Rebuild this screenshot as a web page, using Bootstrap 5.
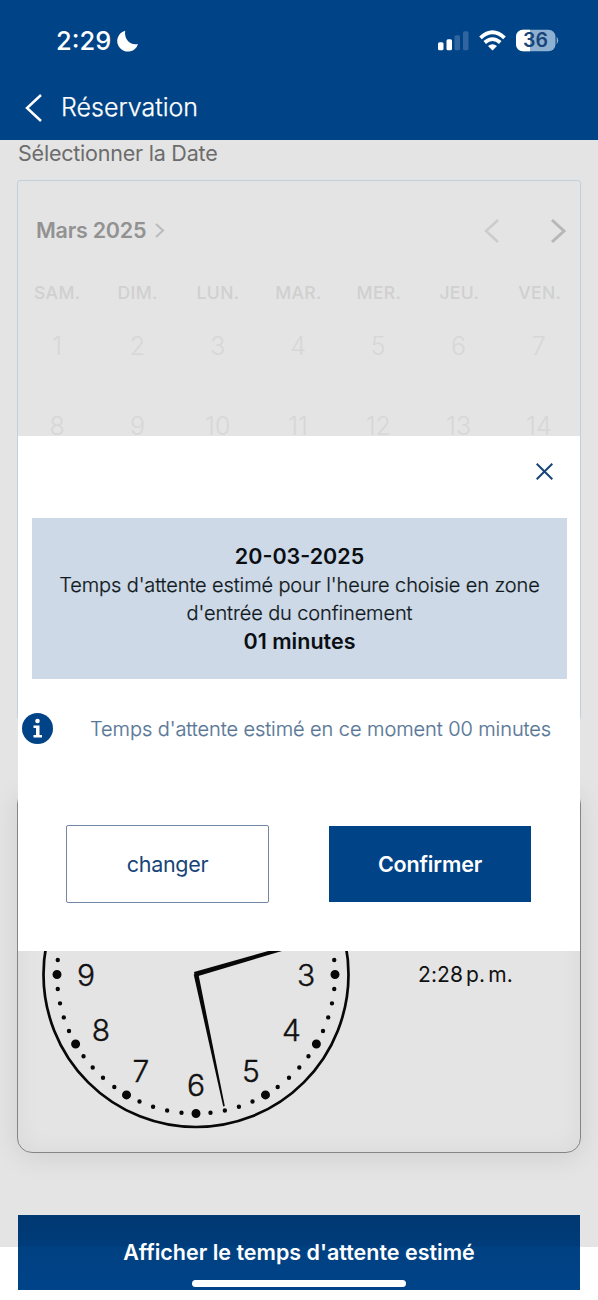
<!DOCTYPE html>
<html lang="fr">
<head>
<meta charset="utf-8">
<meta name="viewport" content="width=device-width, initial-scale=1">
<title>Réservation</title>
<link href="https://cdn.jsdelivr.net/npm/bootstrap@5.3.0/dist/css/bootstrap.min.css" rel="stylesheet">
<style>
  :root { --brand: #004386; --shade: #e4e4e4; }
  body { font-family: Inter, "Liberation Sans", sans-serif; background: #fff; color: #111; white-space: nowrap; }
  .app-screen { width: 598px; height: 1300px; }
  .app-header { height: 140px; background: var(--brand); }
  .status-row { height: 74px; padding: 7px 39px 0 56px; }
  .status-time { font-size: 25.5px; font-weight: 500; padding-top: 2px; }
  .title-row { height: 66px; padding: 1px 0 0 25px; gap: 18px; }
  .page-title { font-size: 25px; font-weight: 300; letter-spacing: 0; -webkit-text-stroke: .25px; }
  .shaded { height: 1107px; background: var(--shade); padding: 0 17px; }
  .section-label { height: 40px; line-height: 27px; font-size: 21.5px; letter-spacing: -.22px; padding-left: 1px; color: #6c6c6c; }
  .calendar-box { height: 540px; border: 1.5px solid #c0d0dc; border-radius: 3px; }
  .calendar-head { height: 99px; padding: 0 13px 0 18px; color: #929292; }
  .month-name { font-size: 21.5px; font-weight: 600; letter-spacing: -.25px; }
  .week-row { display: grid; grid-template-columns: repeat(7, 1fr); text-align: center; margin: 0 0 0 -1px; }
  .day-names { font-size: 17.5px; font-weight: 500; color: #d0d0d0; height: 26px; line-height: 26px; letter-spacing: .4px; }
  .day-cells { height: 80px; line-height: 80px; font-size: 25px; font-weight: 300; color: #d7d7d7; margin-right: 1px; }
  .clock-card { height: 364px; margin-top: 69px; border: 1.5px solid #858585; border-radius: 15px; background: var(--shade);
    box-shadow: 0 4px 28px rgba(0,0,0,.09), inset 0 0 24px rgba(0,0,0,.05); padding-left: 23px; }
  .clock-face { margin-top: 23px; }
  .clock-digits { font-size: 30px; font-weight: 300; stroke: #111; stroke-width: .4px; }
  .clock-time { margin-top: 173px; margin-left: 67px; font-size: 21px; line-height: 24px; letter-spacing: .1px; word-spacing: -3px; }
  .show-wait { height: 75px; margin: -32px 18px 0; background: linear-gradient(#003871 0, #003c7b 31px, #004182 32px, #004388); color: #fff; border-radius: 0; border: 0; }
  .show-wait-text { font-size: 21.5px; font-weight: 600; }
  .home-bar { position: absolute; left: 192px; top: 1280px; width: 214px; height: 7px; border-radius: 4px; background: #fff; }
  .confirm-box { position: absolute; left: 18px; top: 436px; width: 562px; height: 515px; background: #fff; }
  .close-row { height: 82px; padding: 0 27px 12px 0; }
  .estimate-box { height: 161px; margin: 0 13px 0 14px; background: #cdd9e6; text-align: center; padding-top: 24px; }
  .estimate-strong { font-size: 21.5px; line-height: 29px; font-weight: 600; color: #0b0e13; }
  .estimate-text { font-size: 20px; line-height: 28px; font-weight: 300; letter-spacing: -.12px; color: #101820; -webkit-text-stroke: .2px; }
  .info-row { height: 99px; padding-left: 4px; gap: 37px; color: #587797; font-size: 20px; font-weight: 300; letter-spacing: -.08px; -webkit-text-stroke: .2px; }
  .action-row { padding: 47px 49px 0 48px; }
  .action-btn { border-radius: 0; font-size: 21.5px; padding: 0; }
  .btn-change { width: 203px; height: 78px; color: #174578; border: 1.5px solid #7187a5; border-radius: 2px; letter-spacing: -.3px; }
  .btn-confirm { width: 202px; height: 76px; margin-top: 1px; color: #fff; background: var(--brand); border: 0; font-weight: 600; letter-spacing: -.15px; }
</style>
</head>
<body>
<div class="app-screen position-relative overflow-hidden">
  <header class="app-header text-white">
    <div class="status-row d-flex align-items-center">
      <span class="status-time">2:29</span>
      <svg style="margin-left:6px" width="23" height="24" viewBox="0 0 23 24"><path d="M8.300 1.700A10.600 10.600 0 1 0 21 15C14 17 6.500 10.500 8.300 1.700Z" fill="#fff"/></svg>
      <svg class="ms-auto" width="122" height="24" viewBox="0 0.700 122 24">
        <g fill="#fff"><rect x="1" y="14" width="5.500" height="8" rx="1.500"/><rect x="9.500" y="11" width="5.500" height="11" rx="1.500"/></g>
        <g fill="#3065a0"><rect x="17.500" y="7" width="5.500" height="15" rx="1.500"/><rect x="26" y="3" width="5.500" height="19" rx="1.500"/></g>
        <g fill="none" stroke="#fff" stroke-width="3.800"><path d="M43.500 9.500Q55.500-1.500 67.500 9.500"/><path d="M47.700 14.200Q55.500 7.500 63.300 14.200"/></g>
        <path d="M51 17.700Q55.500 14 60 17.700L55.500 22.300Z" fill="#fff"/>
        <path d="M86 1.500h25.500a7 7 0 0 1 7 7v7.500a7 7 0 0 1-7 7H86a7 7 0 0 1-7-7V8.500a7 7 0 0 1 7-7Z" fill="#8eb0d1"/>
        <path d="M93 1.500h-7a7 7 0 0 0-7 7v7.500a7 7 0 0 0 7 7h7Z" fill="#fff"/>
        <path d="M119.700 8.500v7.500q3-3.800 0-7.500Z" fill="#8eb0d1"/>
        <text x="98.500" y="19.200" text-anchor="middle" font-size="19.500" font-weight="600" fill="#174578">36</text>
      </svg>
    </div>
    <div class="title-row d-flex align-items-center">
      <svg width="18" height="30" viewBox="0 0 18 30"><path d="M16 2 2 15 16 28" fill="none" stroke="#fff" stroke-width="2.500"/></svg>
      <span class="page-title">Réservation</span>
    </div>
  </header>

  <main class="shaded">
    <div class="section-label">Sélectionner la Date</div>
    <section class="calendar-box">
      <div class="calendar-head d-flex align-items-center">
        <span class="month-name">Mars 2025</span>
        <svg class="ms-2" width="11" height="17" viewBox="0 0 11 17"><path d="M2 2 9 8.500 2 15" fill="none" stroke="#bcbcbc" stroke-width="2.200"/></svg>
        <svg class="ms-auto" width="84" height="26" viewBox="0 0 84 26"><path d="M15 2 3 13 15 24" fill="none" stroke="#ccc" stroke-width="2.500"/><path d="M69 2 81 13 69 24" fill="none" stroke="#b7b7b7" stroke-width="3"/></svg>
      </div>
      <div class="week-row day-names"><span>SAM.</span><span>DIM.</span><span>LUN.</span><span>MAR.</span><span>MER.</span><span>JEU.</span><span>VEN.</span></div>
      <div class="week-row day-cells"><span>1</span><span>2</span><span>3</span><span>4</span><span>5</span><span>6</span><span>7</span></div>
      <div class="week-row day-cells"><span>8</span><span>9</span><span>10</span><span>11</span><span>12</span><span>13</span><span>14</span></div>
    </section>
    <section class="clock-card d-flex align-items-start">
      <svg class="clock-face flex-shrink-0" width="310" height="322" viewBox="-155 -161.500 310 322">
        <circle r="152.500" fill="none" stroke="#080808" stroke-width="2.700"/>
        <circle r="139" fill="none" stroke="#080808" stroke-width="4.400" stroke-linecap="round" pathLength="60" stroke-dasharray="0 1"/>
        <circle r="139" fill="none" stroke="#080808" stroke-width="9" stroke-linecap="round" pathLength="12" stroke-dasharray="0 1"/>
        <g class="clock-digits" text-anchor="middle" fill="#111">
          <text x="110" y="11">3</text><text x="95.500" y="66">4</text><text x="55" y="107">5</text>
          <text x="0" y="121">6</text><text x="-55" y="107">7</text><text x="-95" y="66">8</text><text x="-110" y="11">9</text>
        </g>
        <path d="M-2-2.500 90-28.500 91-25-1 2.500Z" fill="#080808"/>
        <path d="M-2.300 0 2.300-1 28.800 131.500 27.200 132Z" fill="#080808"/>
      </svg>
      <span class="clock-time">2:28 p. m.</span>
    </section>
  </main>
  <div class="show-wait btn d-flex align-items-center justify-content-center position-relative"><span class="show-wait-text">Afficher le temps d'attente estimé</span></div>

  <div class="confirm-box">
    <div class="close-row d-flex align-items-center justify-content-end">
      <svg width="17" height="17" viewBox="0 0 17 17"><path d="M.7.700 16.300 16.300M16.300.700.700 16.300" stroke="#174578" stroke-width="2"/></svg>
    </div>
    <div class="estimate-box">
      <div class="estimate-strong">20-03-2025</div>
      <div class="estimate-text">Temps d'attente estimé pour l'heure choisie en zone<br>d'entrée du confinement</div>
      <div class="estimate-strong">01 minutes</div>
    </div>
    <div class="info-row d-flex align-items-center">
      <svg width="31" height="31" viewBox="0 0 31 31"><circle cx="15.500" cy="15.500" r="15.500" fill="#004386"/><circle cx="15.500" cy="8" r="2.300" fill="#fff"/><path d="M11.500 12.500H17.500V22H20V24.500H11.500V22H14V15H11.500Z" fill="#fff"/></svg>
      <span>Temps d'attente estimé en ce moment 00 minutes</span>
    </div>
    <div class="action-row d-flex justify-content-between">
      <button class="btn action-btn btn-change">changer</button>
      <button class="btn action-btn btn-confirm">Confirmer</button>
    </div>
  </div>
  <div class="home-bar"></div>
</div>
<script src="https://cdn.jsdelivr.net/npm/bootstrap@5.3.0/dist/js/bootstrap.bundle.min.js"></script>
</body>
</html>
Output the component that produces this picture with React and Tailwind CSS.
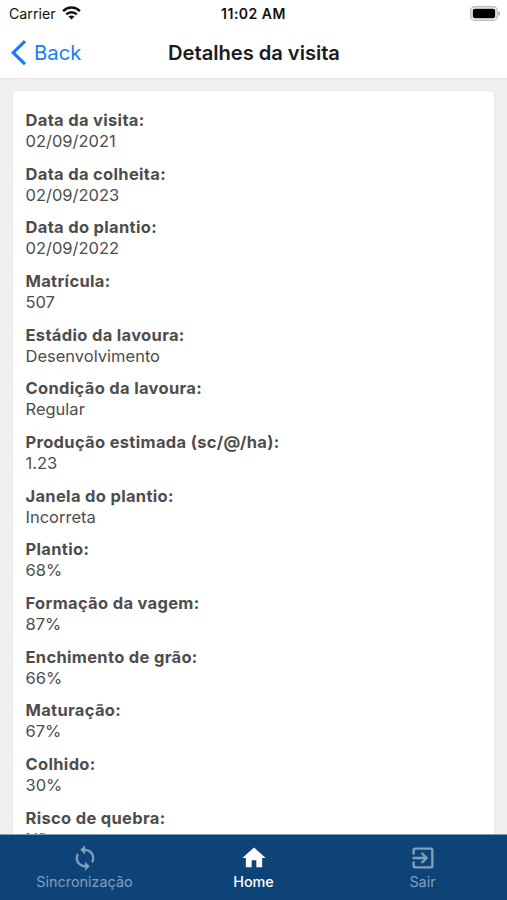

■ ■ ■ ■ ■

Find the lines above that include the string "page" and copy them.

WRITTEN SOLUTION
Rebuild this screenshot as a web page, using Bootstrap 5.
  .page-title { font-size: 25px; font-weight: 300; letter-spacing: 0; -webkit-text-stroke: .25px; }
      <span class="page-title">Réservation</span>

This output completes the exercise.